Nobel physicist Steven Chu is out to revitalize U.S. industry and save the world—if he can.

By Fareed Zakaria | NEWSWEEK
Published Apr 11, 2009
From the magazine issue dated Apr 20, 2009

The Department of Energy is at the center of U.S. efforts to end our dependence on foreign oil, roll back climate change and create new jobs. Fareed Zakaria sat down last week with the department's new head, Nobel physicist Steven Chu, at NEWSWEEK's Energy Independence 2020 Forum Luncheon to talk about smart grids, solar panels and more. Excerpts:



What do you mean by tipping points?
There's lots of carbon in vegetation that has grown and died in the northern tundras of Russia, Canada. Normally what happens when a tree falls and dies is the microbes come and gobble it up and they recycle in terms of carbon dioxide, methane. But in the frozen tundra, those microbes are asleep. So the big fear is that once the tundra thaws, those microbes wake up, they digest all that carbon. It goes up in the atmosphere. At that point, no matter what humans do, it's out of our control. This is the realization in the last decade that has caused many of us to get very, very concerned. Adaptation at 1 or 2 degrees will be painful, it will cause a lot of hurt and pain, but adaptation at 5 or 6 degrees—I'm terribly frightened that that's catastrophic.
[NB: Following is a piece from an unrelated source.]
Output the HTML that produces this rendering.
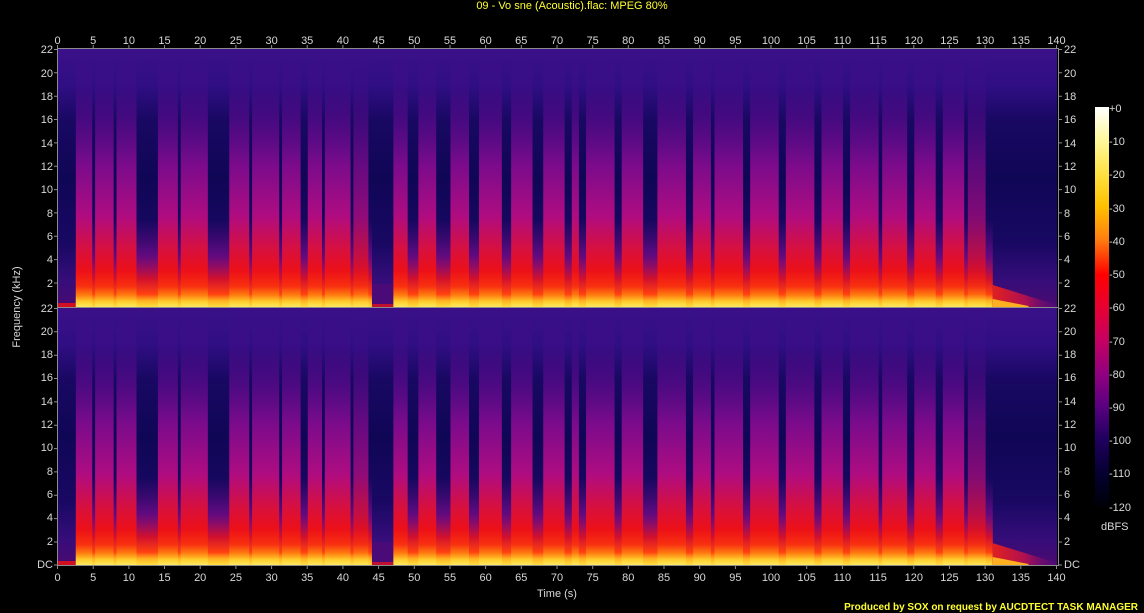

Aren't we in pretty bad trouble no matter what we do? We're not going to be able to stop burning fossil fuels for quite a while.
We're in the great ship Titanic, the Earth is, and it's going to take a half century to really turn the ship. But that doesn't mean we can't start doing it today, and we must. It's possible that the United States can greatly reduce its use of energy in our buildings, which consume 40 percent of our energy, and our personal vehicles.

You're basically talking about insulating buildings and using more fuel-efficient cars?
Well, not only insulating buildings—we haven't taken full advantage of the technologies that exist today. They haven't been integrated into making smarter buildings that can be 60, 80 percent more energy-efficient than existing buildings.